Były dyrektor Muzeum II Wojny Światowej w Gdańsku Paweł Machcewicz był w poniedziałek przesłuchiwany w prokuraturze. Zeznawał w charakterze świadka w związku ze śledztwem dotyczącym rzekomego działania na szkodę placówki.

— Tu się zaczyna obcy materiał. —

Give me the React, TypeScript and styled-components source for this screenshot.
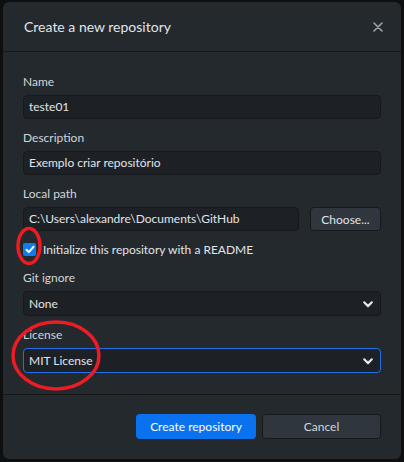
import styled, { createGlobalStyle } from "styled-components";

const GlobalStyle = createGlobalStyle`
  html, body {
    margin: 0;
    padding: 0;
    background: #0e0f10;
    font-family: Lato, "Noto Sans", sans-serif;
  }
`;

const fields = [
  { label: "Name", value: "teste01" },
  { label: "Description", value: "Exemplo criar repositório" },
];

const Chevron = () => (
  <svg width="12" height="12" viewBox="0 0 12 12">
    <path d="M2.2 4.3l3.8 3.8 3.8-3.8" fill="none" stroke="#e1e4e8" strokeWidth="2.2" strokeLinecap="round" strokeLinejoin="round" />
  </svg>
);

export default function App() {
  return (
    <>
      <GlobalStyle />
      <Page>
        <Dialog>
          <Header>
            <Title>Create a new repository</Title>
            <CloseButton aria-label="close">
              <svg width="10" height="10" viewBox="0 0 10 10">
                <path d="M1 1l8 8M9 1l-8 8" stroke="#a0a5ab" strokeWidth="1.6" strokeLinecap="round" />
              </svg>
            </CloseButton>
          </Header>

          <Content>
            {fields.map((f) => (
              <Group key={f.label}>
                <Label>{f.label}</Label>
                <Input>{f.value}</Input>
              </Group>
            ))}

            <Group>
              <Label>Local path</Label>
              <PathRow>
                <Input>C:\Users\alexandre\Documents\GitHub</Input>
                <SecondaryButton>Choose...</SecondaryButton>
              </PathRow>
            </Group>

            <CheckRow>
              <CheckBox>
                <svg width="10" height="9" viewBox="0 0 10 9">
                  <path d="M1.5 4.8l2.3 2.3L8.5 1.8" fill="none" stroke="#fff" strokeWidth="2" strokeLinecap="round" strokeLinejoin="round" />
                </svg>
              </CheckBox>
              <CheckLabel>Initialize this repository with a README</CheckLabel>
            </CheckRow>

            <Group>
              <Label>Git ignore</Label>
              <Select>
                <span>None</span>
                <Chevron />
              </Select>
            </Group>

            <Group>
              <Label>License</Label>
              <Select $focused>
                <span>MIT License</span>
                <Chevron />
              </Select>
            </Group>
          </Content>

          <Footer>
            <PrimaryButton>Create repository</PrimaryButton>
            <FooterButton>Cancel</FooterButton>
          </Footer>

          <Annotations width="398" height="457" viewBox="0 0 398 457">
            <ellipse cx="26" cy="244" rx="11" ry="17.5" fill="none" stroke="#ed1c24" strokeWidth="3.5" />
            <ellipse cx="53" cy="353.5" rx="43" ry="33.5" fill="none" stroke="#ed1c24" strokeWidth="3.5" />
          </Annotations>
        </Dialog>
      </Page>
    </>
  );
}

const Page = styled.div`
  width: 404px;
  height: 462px;
  padding: 2px 3px 0 3px;
  box-sizing: border-box;
`;

const Dialog = styled.div`
  position: relative;
  width: 398px;
  height: 457px;
  background: #24292e;
  border-radius: 6px;
  display: flex;
  flex-direction: column;
  color: #d6dade;
  overflow: hidden;
`;

const Header = styled.div`
  height: 49px;
  display: flex;
  align-items: center;
  justify-content: space-between;
  padding: 0 14px 0 21px;
  border-bottom: 1px solid #141618;
`;

const Title = styled.h1`
  margin: 0;
  font-size: 14px;
  font-weight: 400;
  color: #e1e4e8;
`;

const CloseButton = styled.button`
  background: none;
  border: none;
  padding: 4px;
  display: flex;
  cursor: pointer;
`;

const Content = styled.div`
  padding: 22px 20px 21px 20px;
  display: flex;
  flex-direction: column;
  gap: 11px;
  border-bottom: 1px solid #141618;
`;

const Group = styled.div`
  display: flex;
  flex-direction: column;
  gap: 5px;
`;

const Label = styled.label`
  font-size: 12px;
  line-height: 16px;
  color: #d1d5da;
`;

const Input = styled.div`
  flex: 1;
  height: 24px;
  box-sizing: border-box;
  background: #1d2125;
  border: 1px solid #16191c;
  border-radius: 4px;
  padding: 0 5px;
  font-size: 12px;
  line-height: 22px;
  color: #e1e4e8;
  white-space: nowrap;
  overflow: hidden;
`;

const PathRow = styled.div`
  display: flex;
  gap: 11px;
`;

const SecondaryButton = styled.button`
  width: 71px;
  height: 24px;
  background: #2f363d;
  border: 1px solid #16191c;
  border-radius: 4px;
  color: #e1e4e8;
  font-family: inherit;
  font-size: 12px;
  padding: 0;
`;

const CheckRow = styled.div`
  display: flex;
  align-items: center;
  gap: 7px;
  height: 15px;
  margin-bottom: 2px;
`;

const CheckBox = styled.span`
  width: 13px;
  height: 13px;
  background: #0f7cf0;
  border-radius: 2px;
  display: flex;
  align-items: center;
  justify-content: center;
`;

const CheckLabel = styled.span`
  font-size: 12px;
  color: #e1e4e8;
`;

const Select = styled.div<{ $focused?: boolean }>`
  height: 25px;
  box-sizing: border-box;
  background: #1d2125;
  border: 1px solid ${(p) => (p.$focused ? "#1f6feb" : "#16191c")};
  border-radius: 4px;
  padding: 0 6px 0 5px;
  display: flex;
  align-items: center;
  justify-content: space-between;
  font-size: 12px;
  color: #e1e4e8;
`;

const Footer = styled.div`
  flex: 1;
  display: flex;
  justify-content: flex-end;
  align-items: center;
  gap: 6px;
  padding: 0 20px 2px 20px;
`;

const PrimaryButton = styled.button`
  width: 120px;
  height: 25px;
  background: #0a72ef;
  border: none;
  border-radius: 4px;
  color: #fff;
  font-family: inherit;
  font-size: 12px;
  padding: 0;
`;

const FooterButton = styled(SecondaryButton)`
  width: 119px;
  height: 25px;
  color: #d1d5da;
`;

const Annotations = styled.svg`
  position: absolute;
  left: 0;
  top: 0;
  pointer-events: none;
`;
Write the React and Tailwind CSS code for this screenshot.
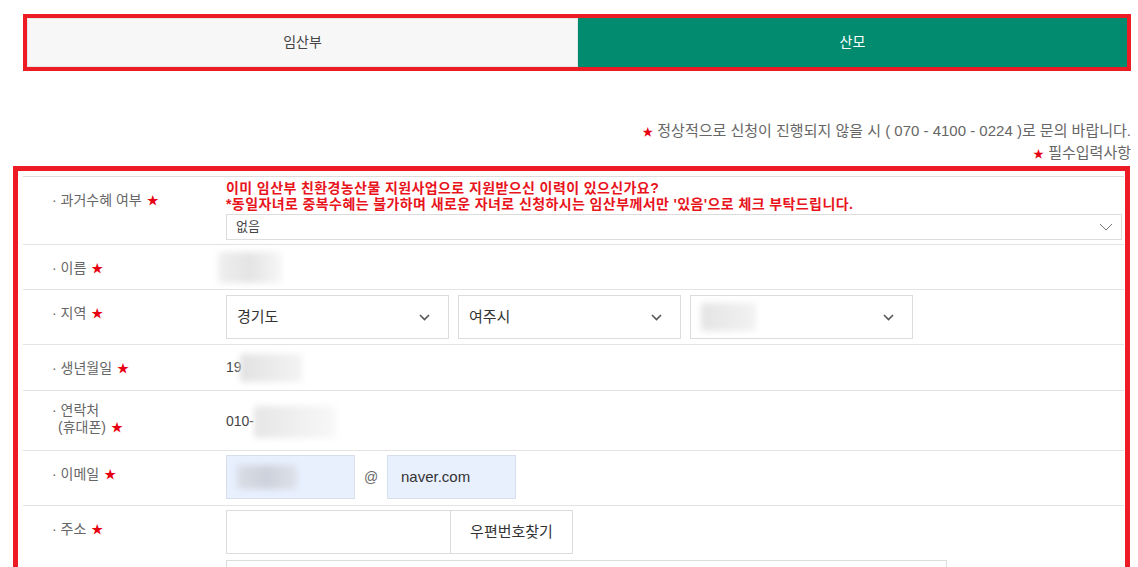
import React from 'react'

const FONT = "font-['Liberation_Sans','Noto_Sans_CJK_KR',sans-serif]"

function Star() {
  return <span className="ml-[5px] text-[12px] text-[#e60012]">★</span>
}

function Chevron({ thin = false }) {
  if (thin) {
    return (
      <svg width="14" height="8" viewBox="0 0 14 8" className="shrink-0">
        <polyline points="1,1 7,7 13,1" fill="none" stroke="#777" strokeWidth="1" />
      </svg>
    )
  }
  return (
    <svg width="11" height="7" viewBox="0 0 11 7" className="shrink-0">
      <polyline points="1,1 5.5,5.5 10,1" fill="none" stroke="#555" strokeWidth="1.6" />
    </svg>
  )
}

function Blur({ className }) {
  return <div className={`rounded-[3px] blur-[3px] ${className}`} />
}

function Row({ label, height, labelPad = 'pt-[15px]', children, valueClass = '' }) {
  return (
    <div className={`flex border-b border-[#e3e3e3] ${height}`}>
      <div className={`w-[203px] shrink-0 pl-[29px] ${labelPad} text-[14px] leading-[17px] text-[#666]`}>
        {label}
      </div>
      <div className={`flex-1 ${valueClass}`}>{children}</div>
    </div>
  )
}

function Select({ value, blur = false }) {
  return (
    <div className="flex h-[44px] w-[223px] items-center justify-between border border-[#dcdcdc] bg-white pl-[10px] pr-[18px]">
      {blur ? (
        <Blur className="h-[28px] w-[55px] bg-linear-to-r from-[#e4e4e4] to-[#f2f2f2]" />
      ) : (
        <span className="text-[15px] text-[#333]">{value}</span>
      )}
      <Chevron />
    </div>
  )
}

export default function App() {
  return (
    <div className={`relative h-[567px] w-[1138px] overflow-hidden bg-white ${FONT}`}>
      {/* tabs */}
      <div className="ml-[23px] mt-[14px] flex h-[57px] w-[1108px] border-[4px] border-[#ed1c24]">
        <div className="flex flex-1 items-center justify-center border border-[#e6e6e6] bg-[#f7f7f7] text-[14px] text-[#444]">
          임산부
        </div>
        <div className="flex flex-1 items-center justify-center bg-[#038b6f] text-[14px] text-white">
          산모
        </div>
      </div>

      {/* notice */}
      <div className="mt-[50px] pr-[7px] text-right text-[15px] leading-[20px] text-[#666]">
        <span className="text-[11px] text-[#e60012]">★</span> 정상적으로 신청이 진행되지 않을 시 ( 070 - 4100 - 0224 )로 문의 바랍니다.
      </div>
      <div className="mt-[1px] pr-[7px] text-right text-[15px] leading-[20px] text-[#666]">
        <span className="text-[11px] text-[#e60012]">★</span> 필수입력사항
      </div>

      {/* form */}
      <div className="ml-[13px] mt-[2px] h-[420px] w-[1117px] border-[5px] border-[#ed1c24] pl-[5px] pr-px pt-[5px]">
        <div className="border-t border-[#dcdcdc]">
          <Row label={<>· 과거수혜 여부<Star /></>} height="h-[68px]" valueClass="pt-[3px] pr-[2px]">
            <div className="text-[14px] font-bold leading-[16px] tracking-[0.4px] text-[#e8141c]">
              이미 임산부 친환경농산물 지원사업으로 지원받으신 이력이 있으신가요?
            </div>
            <div className="text-[14px] font-bold leading-[16px] tracking-[0.4px] text-[#e8141c]">
              *동일자녀로 중복수혜는 불가하며 새로운 자녀로 신청하시는 임산부께서만 '있음'으로 체크 부탁드립니다.
            </div>
            <div className="mt-[2px] flex h-[26px] items-center justify-between border border-[#dcdcdc] pl-[9px] pr-[8px]">
              <span className="text-[13px] text-[#444]">없음</span>
              <Chevron thin />
            </div>
          </Row>

          <Row label={<>· 이름<Star /></>} height="h-[45px]" valueClass="pt-[7px]">
            <Blur className="ml-[-8px] h-[31px] w-[64px] bg-linear-to-r from-[#efefef] via-[#e4e4e4] to-[#f7f7f7]" />
          </Row>

          <Row label={<>· 지역<Star /></>} height="h-[55px]" valueClass="pt-[5px]">
            <div className="flex gap-[9px]">
              <Select value="경기도" />
              <Select value="여주시" />
              <Select blur />
            </div>
          </Row>

          <Row label={<>· 생년월일<Star /></>} height="h-[46px]" valueClass="flex items-center">
            <span className="text-[14px] text-[#444]">19</span>
            <Blur className="ml-[-2px] h-[28px] w-[62px] bg-linear-to-r from-[#e2e2e2] to-[#f3f3f3]" />
          </Row>

          <Row
            label={<><div>· 연락처</div><div className="pl-[6px]">(휴대폰)<Star /></div></>}
            height="h-[60px]"
            labelPad="pt-[11px]"
            valueClass="flex items-center pt-[2px]"
          >
            <span className="text-[14px] text-[#444]">010-</span>
            <Blur className="h-[32px] w-[82px] bg-linear-to-r from-[#e6e6e6] to-[#f8f8f8]" />
          </Row>

          <Row label={<>· 이메일<Star /></>} height="h-[55px]" valueClass="pt-[4px]">
            <div className="flex items-center">
              <div className="flex h-[44px] w-[129px] items-center border border-[#d8dfec] bg-[#e8f0fe] pl-[10px]">
                <Blur className="h-[24px] w-[60px] bg-linear-to-r from-[#d9dde6] via-[#cdd1db] to-[#dde2ea]" />
              </div>
              <span className="w-[32px] text-center text-[14px] text-[#666]">@</span>
              <div className="flex h-[44px] w-[129px] items-center border border-[#d8dfec] bg-[#e8f0fe] pl-[13px] text-[15px] text-[#333]">
                naver.com
              </div>
            </div>
          </Row>

          <Row label={<>· 주소<Star /></>} height="h-[70px]" valueClass="pt-[4px]">
            <div className="flex">
              <div className="h-[44px] w-[225px] border border-[#dcdcdc] bg-white" />
              <div className="flex h-[44px] w-[122px] items-center justify-center border border-l-0 border-[#dcdcdc] bg-white text-[15px] text-[#333]">
                우편번호찾기
              </div>
            </div>
            <div className="mt-[6px] h-[44px] w-[721px] border border-[#dcdcdc] bg-white" />
          </Row>
        </div>
      </div>
    </div>
  )
}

Chodzi o rozwiązanie przez byłego dyrektora umowy o współpracy między muzeum a miastem Gdańsk. Doniesienie w tej sprawie złożył obecny dyrektor placówki – Karol Nawrocki.
„BEZ SZKODY DLA MUZEUM”
Paweł Machcewicz zeznawał przez prawie trzy godziny. Po wyjściu z prokuratury powiedział dziennikarzom, że jego zdaniem sprawa jest „całkowitym nieporozumieniem”. – Rozwiązanie tej umowy nie doprowadziło do żadnej szkody dla muzeum. Miała charakter ramowy, to był swego rodzaju list intencyjny. Wszelkie działania podejmowane przez muzeum na Westerplatte były regulowane innymi, szczegółowymi umowami. Ta duża wystawa plenerowa, którą otworzyliśmy 1 września 2009 roku została podpisana wcześniej niż ta druga, ramowa umowa o współpracy, więc to jest dowód na to, że nie ma żadnego związku między umową o współpracy i jej rozwiązaniem a jakimikolwiek interesami muzeum.
W tej samej sprawie w połowie ubiegłego miesiąca zeznawał prezydent Gdańska Paweł Adamowicz. Śledztwo prowadzi Prokuratura Okręgowa w Gdańsku.